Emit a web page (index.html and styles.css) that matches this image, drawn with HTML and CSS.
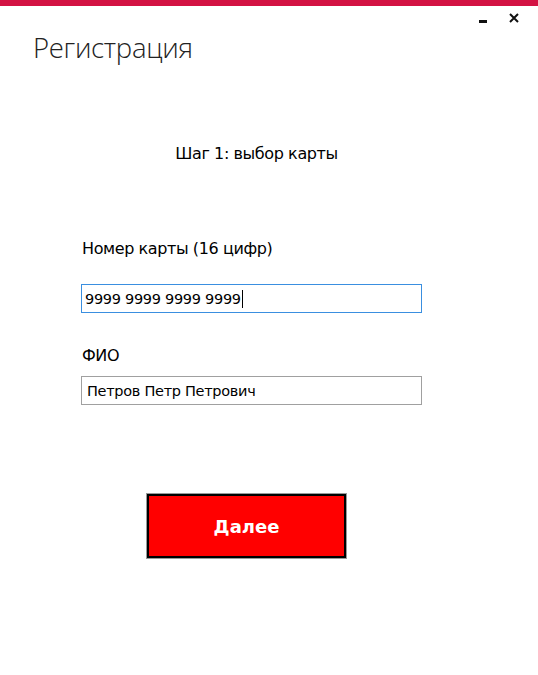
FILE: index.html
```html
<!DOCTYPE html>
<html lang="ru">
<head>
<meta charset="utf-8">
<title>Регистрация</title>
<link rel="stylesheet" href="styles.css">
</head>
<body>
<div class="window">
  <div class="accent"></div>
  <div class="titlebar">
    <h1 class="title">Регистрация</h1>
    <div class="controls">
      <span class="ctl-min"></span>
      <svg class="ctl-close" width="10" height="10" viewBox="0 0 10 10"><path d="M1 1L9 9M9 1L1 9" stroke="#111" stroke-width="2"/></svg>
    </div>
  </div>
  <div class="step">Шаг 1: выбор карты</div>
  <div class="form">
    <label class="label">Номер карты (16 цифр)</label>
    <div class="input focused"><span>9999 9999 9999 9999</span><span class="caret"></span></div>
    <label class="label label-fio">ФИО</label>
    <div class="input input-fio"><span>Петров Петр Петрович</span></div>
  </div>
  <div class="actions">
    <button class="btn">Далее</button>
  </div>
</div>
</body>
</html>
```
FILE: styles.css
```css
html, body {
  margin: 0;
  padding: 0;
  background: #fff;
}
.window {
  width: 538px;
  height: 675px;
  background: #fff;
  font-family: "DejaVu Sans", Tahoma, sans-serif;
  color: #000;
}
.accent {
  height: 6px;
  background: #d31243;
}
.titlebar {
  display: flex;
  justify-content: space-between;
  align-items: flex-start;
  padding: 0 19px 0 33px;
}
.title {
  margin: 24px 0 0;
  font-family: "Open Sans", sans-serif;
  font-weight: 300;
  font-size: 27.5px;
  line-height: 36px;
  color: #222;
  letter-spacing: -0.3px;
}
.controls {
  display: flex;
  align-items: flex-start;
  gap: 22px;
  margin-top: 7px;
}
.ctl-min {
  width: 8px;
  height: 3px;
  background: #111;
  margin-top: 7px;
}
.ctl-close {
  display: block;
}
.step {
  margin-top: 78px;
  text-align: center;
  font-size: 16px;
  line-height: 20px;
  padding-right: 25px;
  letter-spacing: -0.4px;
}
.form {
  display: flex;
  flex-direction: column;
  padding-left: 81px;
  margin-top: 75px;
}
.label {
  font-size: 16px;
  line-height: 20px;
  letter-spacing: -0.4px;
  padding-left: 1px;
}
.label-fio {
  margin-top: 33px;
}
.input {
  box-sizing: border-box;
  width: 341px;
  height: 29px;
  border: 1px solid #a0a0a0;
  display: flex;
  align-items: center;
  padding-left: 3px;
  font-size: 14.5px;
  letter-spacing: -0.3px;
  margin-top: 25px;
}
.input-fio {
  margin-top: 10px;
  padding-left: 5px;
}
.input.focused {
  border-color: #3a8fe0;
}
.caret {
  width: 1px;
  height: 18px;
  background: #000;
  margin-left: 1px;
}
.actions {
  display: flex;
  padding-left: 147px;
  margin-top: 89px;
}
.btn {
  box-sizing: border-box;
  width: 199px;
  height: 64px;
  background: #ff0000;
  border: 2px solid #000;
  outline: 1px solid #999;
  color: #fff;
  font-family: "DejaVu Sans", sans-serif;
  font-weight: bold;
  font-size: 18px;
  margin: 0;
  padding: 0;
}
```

▶ _Written request_
Restate the entire listing word for word, excluding pictures.

▶ _Result of this task_
Emit a web page (index.html and styles.css) that matches this image, drawn with HTML and CSS.
FILE: index.html
```html
<!DOCTYPE html>
<html lang="ru">
<head>
<meta charset="utf-8">
<title>Регистрация</title>
<link rel="stylesheet" href="styles.css">
</head>
<body>
<div class="window">
  <div class="accent"></div>
  <div class="titlebar">
    <h1 class="title">Регистрация</h1>
    <div class="controls">
      <span class="ctl-min"></span>
      <svg class="ctl-close" width="10" height="10" viewBox="0 0 10 10"><path d="M1 1L9 9M9 1L1 9" stroke="#111" stroke-width="2"/></svg>
    </div>
  </div>
  <div class="step">Шаг 1: выбор карты</div>
  <div class="form">
    <label class="label">Номер карты (16 цифр)</label>
    <div class="input focused"><span>9999 9999 9999 9999</span><span class="caret"></span></div>
    <label class="label label-fio">ФИО</label>
    <div class="input input-fio"><span>Петров Петр Петрович</span></div>
  </div>
  <div class="actions">
    <button class="btn">Далее</button>
  </div>
</div>
</body>
</html>
```
FILE: styles.css
```css
html, body {
  margin: 0;
  padding: 0;
  background: #fff;
}
.window {
  width: 538px;
  height: 675px;
  background: #fff;
  font-family: "DejaVu Sans", Tahoma, sans-serif;
  color: #000;
}
.accent {
  height: 6px;
  background: #d31243;
}
.titlebar {
  display: flex;
  justify-content: space-between;
  align-items: flex-start;
  padding: 0 19px 0 33px;
}
.title {
  margin: 24px 0 0;
  font-family: "Open Sans", sans-serif;
  font-weight: 300;
  font-size: 27.5px;
  line-height: 36px;
  color: #222;
  letter-spacing: -0.3px;
}
.controls {
  display: flex;
  align-items: flex-start;
  gap: 22px;
  margin-top: 7px;
}
.ctl-min {
  width: 8px;
  height: 3px;
  background: #111;
  margin-top: 7px;
}
.ctl-close {
  display: block;
}
.step {
  margin-top: 78px;
  text-align: center;
  font-size: 16px;
  line-height: 20px;
  padding-right: 25px;
  letter-spacing: -0.4px;
}
.form {
  display: flex;
  flex-direction: column;
  padding-left: 81px;
  margin-top: 75px;
}
.label {
  font-size: 16px;
  line-height: 20px;
  letter-spacing: -0.4px;
  padding-left: 1px;
}
.label-fio {
  margin-top: 33px;
}
.input {
  box-sizing: border-box;
  width: 341px;
  height: 29px;
  border: 1px solid #a0a0a0;
  display: flex;
  align-items: center;
  padding-left: 3px;
  font-size: 14.5px;
  letter-spacing: -0.3px;
  margin-top: 25px;
}
.input-fio {
  margin-top: 10px;
  padding-left: 5px;
}
.input.focused {
  border-color: #3a8fe0;
}
.caret {
  width: 1px;
  height: 18px;
  background: #000;
  margin-left: 1px;
}
.actions {
  display: flex;
  padding-left: 147px;
  margin-top: 89px;
}
.btn {
  box-sizing: border-box;
  width: 199px;
  height: 64px;
  background: #ff0000;
  border: 2px solid #000;
  outline: 1px solid #999;
  color: #fff;
  font-family: "DejaVu Sans", sans-serif;
  font-weight: bold;
  font-size: 18px;
  margin: 0;
  padding: 0;
}
```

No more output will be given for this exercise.